Un facteur de risque encore peu connu est l'obésité, révèle le Pr Yazdanpanah. Chez les personnes jeunes (30 à 40 ans), ce surpoids semble augmenter la durée de séjour.

"Le temps s'accélère"

Face à ce nouvel afflux, l'épidémie apparait sous un nouveau jour. Depuis le 24 janvier, jour de déclaration du premier cas venu de Chine, la situation évoluait par à-coups, avec les cas des Contamines-Montjoie, attribués à un anglais venu de Singapour. Puis un enseignant meurt à l'hôpital, révélant le foyer caché dans l'Oise : "le temps s'accélère soudain", raconte Arnaud Fontanet, épidémiologiste lui aussi membre de conseil scientifique. En Italie, la situation s'emballe. "Nous rentrons dans une deuxième phase avec plusieurs clusters (foyers de contamination, ndlr) de plus en plus difficiles à contenir". Les 7 et 8 mars, à la fin de cette fameuse première semaine dont parlait le Pr Yazdanpanah, "la situation bascule avec 81 nouveaux cas à Mulhouse en l'espace de 24h, suite au rassemblement évangéliste", continue Arnaud Fontanet. C'est une "prise de conscience", la réalisation que l'épidémie "passe à la vitesse supérieure".

Des "décisions difficiles" basées sur des données "parcellaires"

Le jeudi 12 mars, le conseil scientifique ne dispose encore que de données "parcellaires" sur la façon dont le virus touche les enfants, se rappelle Arnaud Fontanet. Néanmoins, "les premières données chinoises montrent qu'il les infecte autant que les adultes", ce qui a guidé la décision "très difficile" du conseil scientifique : recommander la fermeture des établissements scolaires et universités, et l'isolement des personnes de plus de 70 ans. "De 34 cas de malades en réanimation mardi dernier, nous en avons aujourd'hui mardi 17 plus de dix fois plus", précise le Pr Jean-François Delfraissy, spécialiste en immunologie, et qui dirige le conseil scientifique.

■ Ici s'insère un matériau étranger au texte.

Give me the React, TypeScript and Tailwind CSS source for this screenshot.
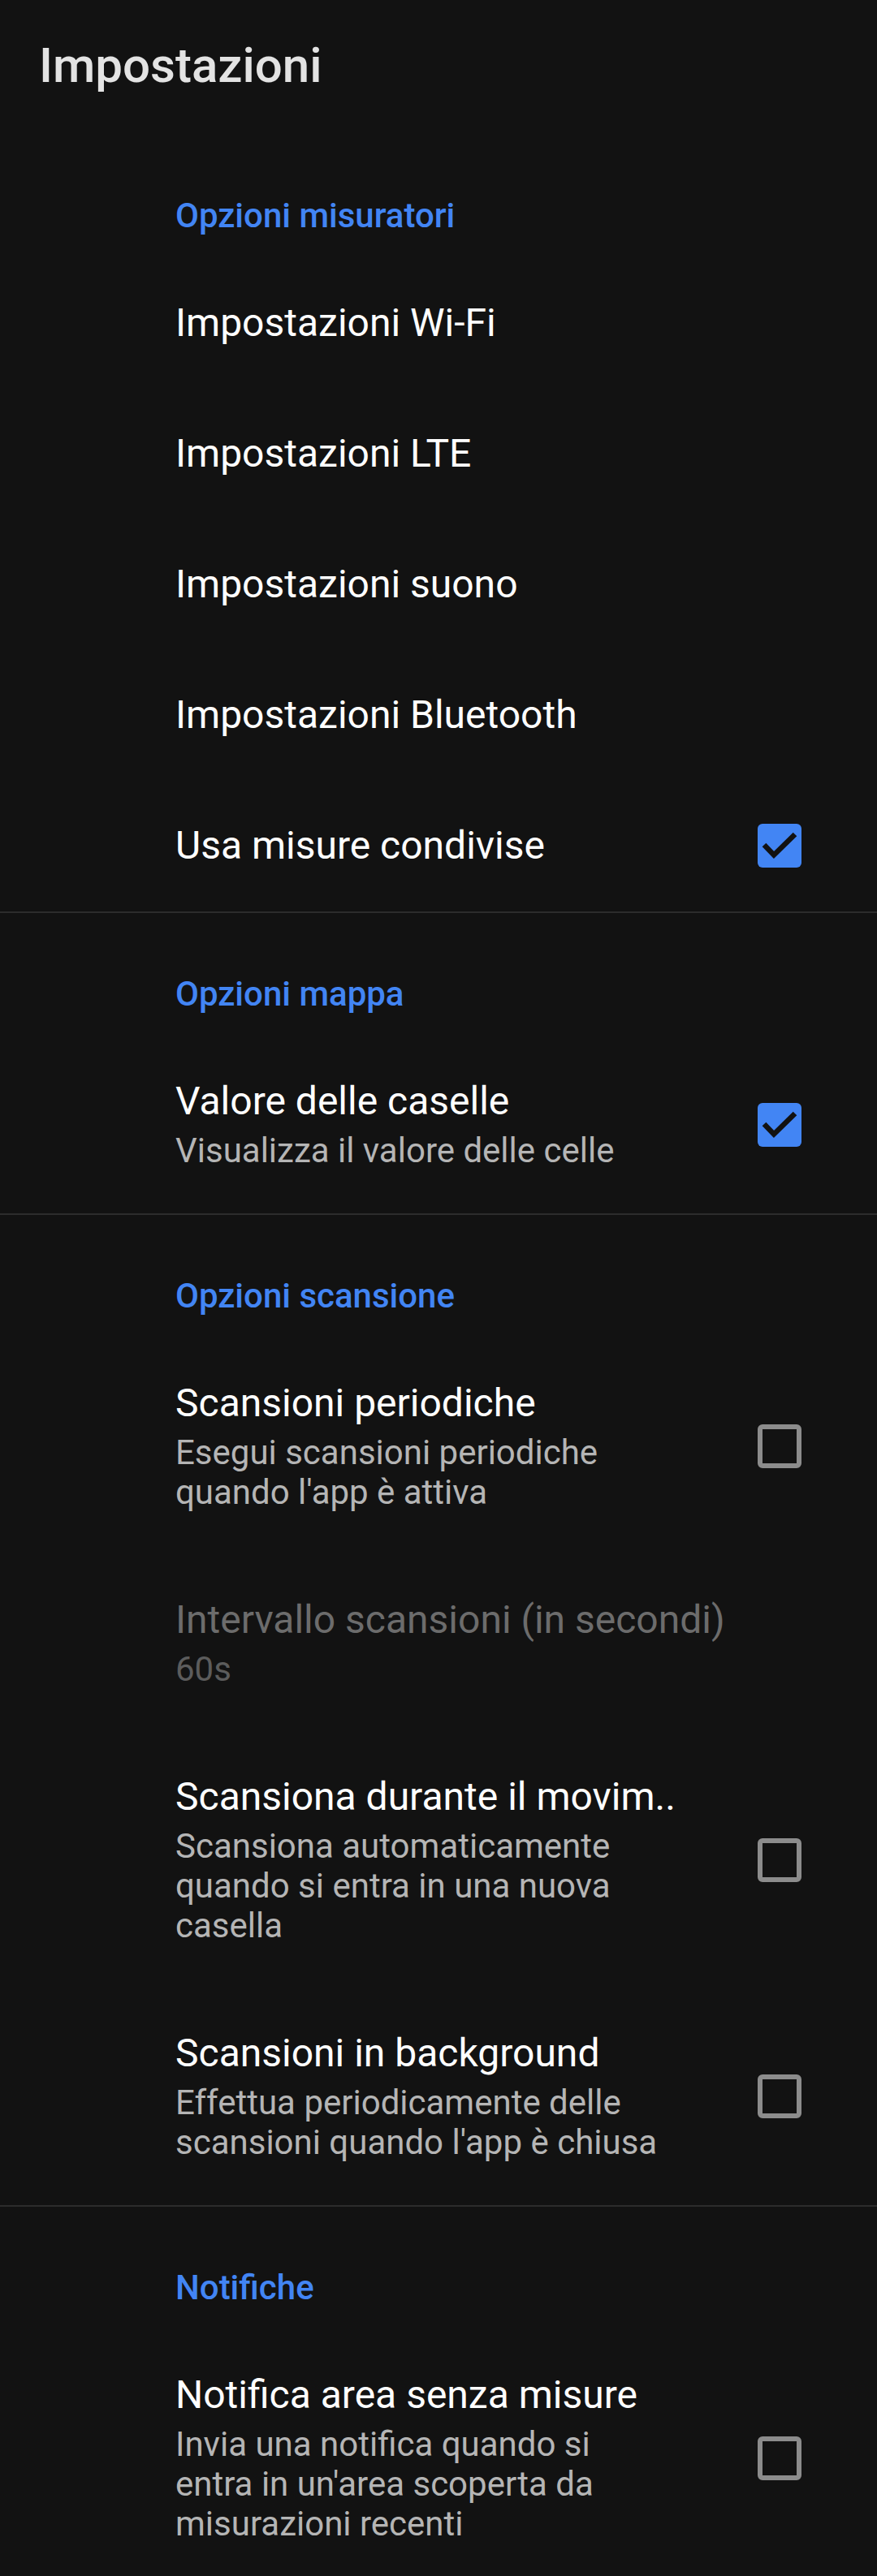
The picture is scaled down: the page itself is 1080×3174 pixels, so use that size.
import React from "react";

const BLUE = "text-[#4285f4]";

function Checkbox({ checked }: { checked: boolean }) {
  if (checked) {
    return (
      <div className="w-[54px] h-[54px] rounded-[6px] bg-[#4285f4] flex items-center justify-center shrink-0">
        <svg width="54" height="54" viewBox="0 0 54 54">
          <path d="M8 26 L20 38.5 L46 13" fill="none" stroke="#121212" strokeWidth="6.5" strokeLinecap="butt" strokeLinejoin="miter" />
        </svg>
      </div>
    );
  }
  return <div className="w-[54px] h-[54px] rounded-[6px] border-[6px] border-[#8c8c8c] shrink-0" />;
}

function Category({ children }: { children: React.ReactNode }) {
  return (
    <div className={`pl-[216px] pt-[75px] pb-[28px] text-[42px] leading-[49px] font-medium ${BLUE}`}>{children}</div>
  );
}

function Item({
  title,
  summary,
  checked,
  disabled,
}: {
  title: string;
  summary?: string[];
  checked?: boolean;
  disabled?: boolean;
}) {
  return (
    <div className="flex items-center pt-[52px] pb-[53px] pl-[216px] pr-[93px]">
      <div className="flex-1 flex flex-col min-w-0">
        <div
          className={`text-[48px] leading-[56px] whitespace-nowrap ${disabled ? "text-[#6c6c6c]" : "text-white"}`}
        >
          {title}
        </div>
        {summary && (
          <div
            className={`mt-[8px] text-[42px] leading-[49px] ${disabled ? "text-[#5c5c5c]" : "text-[#b5b5b5]"}`}
          >
            {summary.map((l, i) => (
              <div key={i} className="whitespace-nowrap">
                {l}
              </div>
            ))}
          </div>
        )}
      </div>
      {checked !== undefined && <Checkbox checked={checked} />}
    </div>
  );
}

function Divider() {
  return <div className="h-[2px] bg-[#2c2c2c]" />;
}

export default function App() {
  return (
    <div
      className="w-[1080px] min-h-[3174px] bg-[#121212] overflow-hidden"
      style={{ fontFamily: "Roboto, 'Noto Sans', sans-serif" }}
    >
      <div className="h-[166px] flex items-start pt-[46px] pl-[48px]">
        <div className="text-[60px] leading-[70px] font-medium text-[#e3e3e3]">Impostazioni</div>
      </div>

      <Category>Opzioni misuratori</Category>
      <Item title="Impostazioni Wi-Fi" />
      <Item title="Impostazioni LTE" />
      <Item title="Impostazioni suono" />
      <Item title="Impostazioni Bluetooth" />
      <Item title="Usa misure condivise" checked={true} />
      <Divider />

      <Category>Opzioni mappa</Category>
      <Item title="Valore delle caselle" summary={["Visualizza il valore delle celle"]} checked={true} />
      <Divider />

      <Category>Opzioni scansione</Category>
      <Item
        title="Scansioni periodiche"
        summary={["Esegui scansioni periodiche", "quando l'app è attiva"]}
        checked={false}
      />
      <Item title="Intervallo scansioni (in secondi)" summary={["60s"]} disabled />
      <Item
        title="Scansiona durante il movim.."
        summary={["Scansiona automaticamente", "quando si entra in una nuova", "casella"]}
        checked={false}
      />
      <Item
        title="Scansioni in background"
        summary={["Effettua periodicamente delle", "scansioni quando l'app è chiusa"]}
        checked={false}
      />
      <Divider />

      <Category>Notifiche</Category>
      <Item
        title="Notifica area senza misure"
        summary={["Invia una notifica quando si", "entra in un'area scoperta da", "misurazioni recenti"]}
        checked={false}
      />
    </div>
  );
}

"La perception de la gravité de la maladie par les Français est très évolutive, et c'est normal", constate alors Laetitia Atlani-Duault, directrice de recherche en anthropologie sociale à l'Institut de recherche pour le développement (IRD) et membre du conseil scientifique. "Entre prise de décision et acceptation sociale, il y a un monde… Qui se trouvait dans les parcs et jardins dimanche dernier", remarque le Pr Jean-François Delfraissy. Lors du confinement, il faudra encore compter avec la gestion psychologique et aux angoisses de la population, ajoute Laetitia Atlani-Duault.

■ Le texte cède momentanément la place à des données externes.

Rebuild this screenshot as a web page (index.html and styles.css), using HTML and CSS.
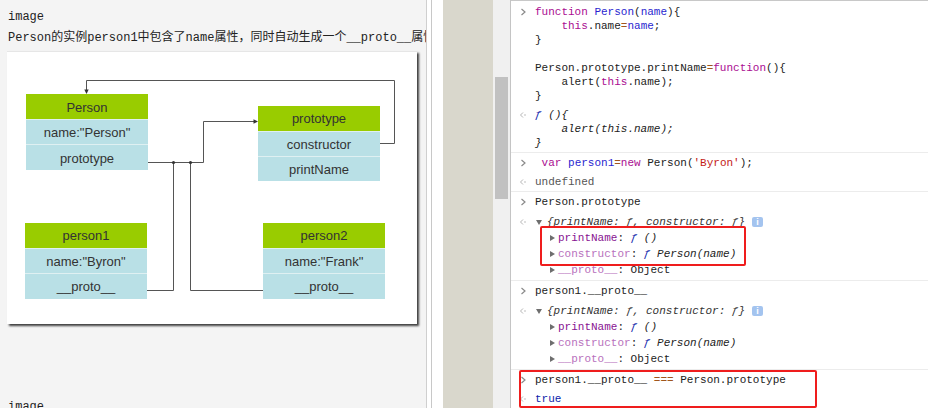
FILE: index.html
```html
<!DOCTYPE html>
<html lang="zh">
<head>
<meta charset="utf-8">
<title>Person prototype</title>
<link rel="stylesheet" href="styles.css">
</head>
<body>
<div class="page">
  <div class="article">
    <p class="line">image</p>
    <p class="line clip">Person的实例person1中包含了name属性，同时自动生成一个__proto__属性</p>
    <div class="figure">
      <svg class="diagram" width="410" height="273" viewBox="7 51 410 273" xmlns="http://www.w3.org/2000/svg">
        <rect x="7" y="51" width="410" height="273" fill="#fff"/>
        <line x1="7" y1="51.5" x2="417" y2="51.5" stroke="#e6e6e6" stroke-width="1"/>
        <g fill="none" stroke="#555" stroke-width="1">
          <path d="M380 143.5 H394.5 V80.5 H86.5 V90"/>
          <path d="M148 162.5 H203.5 V121.5 H254"/>
          <path d="M173.5 162.5 V290.5 H147"/>
          <path d="M190.5 162.5 V290.5 H263"/>
        </g>
        <g fill="#333">
          <polygon points="84.3,89.5 88.7,89.5 86.5,94"/>
          <polygon points="253.5,119.3 253.5,123.7 258,121.5"/>
          <circle cx="173.5" cy="162.5" r="1.6"/>
          <circle cx="190.5" cy="162.5" r="1.6"/>
        </g>
        <g class="box">
          <rect x="26" y="94" width="122" height="76" fill="#dff0f2"/>
          <rect x="26" y="94" width="122" height="25" fill="#99cc00"/>
          <rect x="26" y="120" width="122" height="24" fill="#b9e0e6"/>
          <rect x="26" y="145" width="122" height="25" fill="#b9e0e6"/>
          <text x="87" y="111.5">Person</text>
          <text x="87" y="137">name:"Person"</text>
          <text x="87" y="162.5">prototype</text>
        </g>
        <g class="box">
          <rect x="258" y="106" width="122" height="75" fill="#dff0f2"/>
          <rect x="258" y="106" width="122" height="25" fill="#99cc00"/>
          <rect x="258" y="132" width="122" height="24" fill="#b9e0e6"/>
          <rect x="258" y="157" width="122" height="24" fill="#b9e0e6"/>
          <text x="319" y="123">prototype</text>
          <text x="319" y="148.5">constructor</text>
          <text x="319" y="173.5">printName</text>
        </g>
        <g class="box">
          <rect x="25" y="223" width="122" height="76" fill="#dff0f2"/>
          <rect x="25" y="223" width="122" height="25" fill="#99cc00"/>
          <rect x="25" y="249" width="122" height="24" fill="#b9e0e6"/>
          <rect x="25" y="274" width="122" height="25" fill="#b9e0e6"/>
          <text x="86" y="240">person1</text>
          <text x="86" y="265.5">name:"Byron"</text>
          <text x="86" y="291">__proto__</text>
        </g>
        <g class="box">
          <rect x="263" y="223" width="122" height="76" fill="#dff0f2"/>
          <rect x="263" y="223" width="122" height="25" fill="#99cc00"/>
          <rect x="263" y="249" width="122" height="24" fill="#b9e0e6"/>
          <rect x="263" y="274" width="122" height="25" fill="#b9e0e6"/>
          <text x="324" y="240">person2</text>
          <text x="324" y="265.5">name:"Frank"</text>
          <text x="324" y="291">__proto__</text>
        </g>
      </svg>
    </div>
    <p class="line lower">image</p>
  </div>
  <div class="split"></div>
  <div class="blank"></div>
  <div class="beige"></div>
  <div class="scroll"><div class="thumb"></div></div>

  <div class="console">
    <div class="group">
      <div class="msg">
        <div class="ico"><svg class="prompt" width="7" height="8" viewBox="0 0 7 8"><path d="M1.5 1 L5 4 L1.5 7" fill="none" stroke="#8a8a8a" stroke-width="1.2"/></svg></div>
        <div class="code"><span class="kw">function</span> <span class="def">Person</span>(<span class="def">name</span>){
    <span class="kw">this</span>.name<span class="op">=</span><span class="def">name</span>;
}

Person.prototype.printName<span class="op">=</span><span class="kw">function</span>(){
    alert(<span class="kw">this</span>.name);
}</div>
      </div>
      <div class="msg">
        <div class="ico"><svg class="result" width="8" height="8" viewBox="0 0 8 8"><path d="M4 1.5 L1.5 4 L4 6.5" fill="none" stroke="#b5b5b5" stroke-width="1"/><circle cx="6" cy="4" r="0.8" fill="#b5b5b5"/></svg></div>
        <div class="code ital"><span class="fn">ƒ</span> (){
    alert(this.name);
}</div>
      </div>
    </div>

    <div class="group">
      <div class="msg">
        <div class="ico"><svg class="prompt" width="7" height="8" viewBox="0 0 7 8"><path d="M1.5 1 L5 4 L1.5 7" fill="none" stroke="#8a8a8a" stroke-width="1.2"/></svg></div>
        <div class="code"> <span class="kw">var</span> <span class="def">person1</span><span class="op">=</span><span class="kw">new</span> Person(<span class="str">'Byron'</span>);</div>
      </div>
      <div class="msg">
        <div class="ico"><svg class="result" width="8" height="8" viewBox="0 0 8 8"><path d="M4 1.5 L1.5 4 L4 6.5" fill="none" stroke="#b5b5b5" stroke-width="1"/><circle cx="6" cy="4" r="0.8" fill="#b5b5b5"/></svg></div>
        <div class="code undef">undefined</div>
      </div>
    </div>

    <div class="group">
      <div class="msg">
        <div class="ico"><svg class="prompt" width="7" height="8" viewBox="0 0 7 8"><path d="M1.5 1 L5 4 L1.5 7" fill="none" stroke="#8a8a8a" stroke-width="1.2"/></svg></div>
        <div class="code">Person.prototype</div>
      </div>
      <div class="msg tree-msg">
        <div class="ico"><svg class="result" width="8" height="8" viewBox="0 0 8 8"><path d="M4 1.5 L1.5 4 L4 6.5" fill="none" stroke="#b5b5b5" stroke-width="1"/><circle cx="6" cy="4" r="0.8" fill="#b5b5b5"/></svg></div>
        <div class="tree">
          <div class="tree-head"><span class="tri down"></span><span class="ital preview">{printName: ƒ, constructor: ƒ}</span><span class="info">i</span></div>
          <div class="tree-row"><span class="tri right"></span><span class="prop">printName</span>: <span class="fn ital">ƒ</span> <span class="ital">()</span></div>
          <div class="tree-row"><span class="tri right"></span><span class="prop dim">constructor</span>: <span class="fn ital">ƒ</span> <span class="ital">Person(name)</span></div>
          <div class="tree-row"><span class="tri right"></span><span class="prop dim">__proto__</span>: Object</div>
        </div>
      </div>
    </div>

    <div class="group">
      <div class="msg">
        <div class="ico"><svg class="prompt" width="7" height="8" viewBox="0 0 7 8"><path d="M1.5 1 L5 4 L1.5 7" fill="none" stroke="#8a8a8a" stroke-width="1.2"/></svg></div>
        <div class="code">person1.__proto__</div>
      </div>
      <div class="msg tree-msg">
        <div class="ico"><svg class="result" width="8" height="8" viewBox="0 0 8 8"><path d="M4 1.5 L1.5 4 L4 6.5" fill="none" stroke="#b5b5b5" stroke-width="1"/><circle cx="6" cy="4" r="0.8" fill="#b5b5b5"/></svg></div>
        <div class="tree">
          <div class="tree-head"><span class="tri down"></span><span class="ital preview">{printName: ƒ, constructor: ƒ}</span><span class="info">i</span></div>
          <div class="tree-row"><span class="tri right"></span><span class="prop">printName</span>: <span class="fn ital">ƒ</span> <span class="ital">()</span></div>
          <div class="tree-row"><span class="tri right"></span><span class="prop dim">constructor</span>: <span class="fn ital">ƒ</span> <span class="ital">Person(name)</span></div>
          <div class="tree-row"><span class="tri right"></span><span class="prop dim">__proto__</span>: Object</div>
        </div>
      </div>
    </div>

    <div class="group last">
      <div class="msg">
        <div class="ico"><svg class="prompt" width="7" height="8" viewBox="0 0 7 8"><path d="M1.5 1 L5 4 L1.5 7" fill="none" stroke="#8a8a8a" stroke-width="1.2"/></svg></div>
        <div class="code">person1.__proto__ <span class="op">===</span> Person.prototype</div>
      </div>
      <div class="msg">
        <div class="ico"><svg class="result" width="8" height="8" viewBox="0 0 8 8"><path d="M4 1.5 L1.5 4 L4 6.5" fill="none" stroke="#b5b5b5" stroke-width="1"/><circle cx="6" cy="4" r="0.8" fill="#b5b5b5"/></svg></div>
        <div class="code bool">true</div>
      </div>
    </div>

    <div class="mark mark-one"></div>
    <div class="mark mark-two"></div>
  </div>
</div>
</body>
</html>
```

FILE: styles.css
```css
* { box-sizing: border-box; }
html, body { margin: 0; padding: 0; }
body {
  width: 928px;
  height: 408px;
  overflow: hidden;
  background: #fff;
}
.page {
  display: flex;
  height: 408px;
  overflow: hidden;
}

/* left article */
.article {
  width: 427px;
  flex: none;
  background: #f4f4f4;
  border-right: 1px solid #cfcfcf;
  padding: 7px 0 0 8px;
  overflow: hidden;
  font-family: "Liberation Mono", "Noto Sans CJK SC", monospace;
  font-size: 12px;
  color: #222;
}
.line {
  margin: 0;
  line-height: 21px;
  white-space: nowrap;
}
.clip { overflow: hidden; }
.figure {
  margin: 2px 0 0 -1px;
  width: 410px;
  height: 273px;
  background: #fff;
  box-shadow: 2px 2px 2px #3f3f3f;
}
.diagram { display: block; }
.diagram text {
  font-family: "Liberation Sans", Arial, sans-serif;
  font-size: 13px;
  fill: #333;
  text-anchor: middle;
}
.lower { margin-top: 73px; }

/* middle strips */
.split {
  width: 5px;
  flex: none;
  background: #fff;
  border-right: 1px solid #c8c8c8;
}
.blank { width: 11px; flex: none; background: #fff; }
.beige { width: 50px; flex: none; background: #d9d7cc; }
.scroll {
  width: 18px;
  flex: none;
  background: #f0f0f0;
  border-right: 1px solid #c4c4c4;
  padding: 77px 0 0 2px;
}
.thumb { width: 13px; height: 122px; background: #c1c1c1; }

/* console */
.console {
  position: relative;
  flex: 1;
  border-top: 1px solid #c8c8c8;
  padding-top: 1px;
  font-family: "Liberation Mono", monospace;
  font-size: 11px;
  color: #222;
  overflow: hidden;
}
.group { border-bottom: 1px solid #ececec; }
.group.last { border-bottom: none; }
.msg {
  display: flex;
  padding: 3px 0 2px 0;
  line-height: 14px;
}
.ico {
  width: 24px;
  flex: none;
  height: 14px;
  position: relative;
}
.tree-msg .ico { height: 16px; }
.prompt { position: absolute; left: 9px; top: 3px; }
.result { position: absolute; left: 8px; top: 3px; }
.tree-msg .result { top: 4px; }
.code { white-space: pre; }
.ital { font-style: italic; }
.kw { color: #aa0d91; }
.def { color: #2a1fcf; }
.op { color: #a0561c; }
.str { color: #c41a16; }
.fn { color: #0d22aa; font-style: italic; }
.undef { color: #555; }
.bool { color: #0d22aa; }

.tree { line-height: 16px; }
.tree-head, .tree-row {
  display: block;
  white-space: pre;
  height: 16px;
}
.tree-row { padding-left: 13px; }
.preview { color: #333; }
.tri {
  display: inline-block;
  vertical-align: top;
  width: 10px;
  height: 16px;
  position: relative;
}
.tri.right::before {
  content: "";
  position: absolute;
  left: 2px;
  top: 4.5px;
  border-left: 5px solid #6e6e6e;
  border-top: 3.5px solid transparent;
  border-bottom: 3.5px solid transparent;
}
.tri.down { width: 12px; }
.tri.down::before {
  content: "";
  position: absolute;
  left: 1px;
  top: 6px;
  border-top: 5px solid #6e6e6e;
  border-left: 3.5px solid transparent;
  border-right: 3.5px solid transparent;
}
.prop { color: #881391; }
.prop.dim { color: #b871bd; }
.info {
  display: inline-block;
  vertical-align: top;
  margin: 3px 0 0 7px;
  width: 11px;
  height: 10px;
  line-height: 10px;
  border-radius: 2px;
  background: #a4c4ef;
  color: #fff;
  font-family: "Liberation Sans", sans-serif;
  font-size: 9px;
  font-weight: bold;
  font-style: normal;
  text-align: center;
}

.mark {
  position: absolute;
  border: 2px solid #ef1d1d;
  border-radius: 2px;
}
.mark-one { left: 29px; top: 225px; width: 206px; height: 40px; }
.mark-two { left: 8px; top: 369px; width: 298px; height: 38px; }
```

Les modèles mathématiques plus décisionnels que prédictifs

Ce conseil scientifique n'a été créé qu'il y a 10 jours, et compte autant de membres - auquel peut s'ajouter le médecin infectiologue Didier Raoult - qui se réunissent quotidiennement. Les décisions difficiles s'enchaînent, basées notamment sur des modèles mathématiques parfois alarmants. "Les chiffres de 300.000 à 500.000 morts et de 50% des Français touchés circulent, mais les modèles mathématiques font souvent des prédictions exagérées", tempère Arnaud Fontanet. Il rappelle que la vache folle a fait 200 morts, là où les modèles en prévoyaient mille fois plus. "Il est très difficile de prédire quelle trajectoire suivra l'épidémie", aussi les modèles servent-ils plutôt à "tester les mesures qui vont avoir le meilleur impact".

Les premiers effets du confinement total des Français devraient être perceptibles à la fin des 15 jours prescrits par le gouvernement. "Le risque d'un 'lock-down' total à la chinoise, c'est que l'épidémie reparte de plus belle lorsque tout sera rouvert et que les gens ne seront pas immunisés", pointe tout de même le Pr Jean-François Delfraissy. "Nous referons le point dans deux semaines". "L'enjeu est d'écrêter l'épidémie et en particulier l'arrivée des formes graves de la maladie, afin d'éviter la submersion des services de réanimation", sans pour autant laisser de côté les gens qui souffrent d'autre chose que du Covid-19, conclut-il.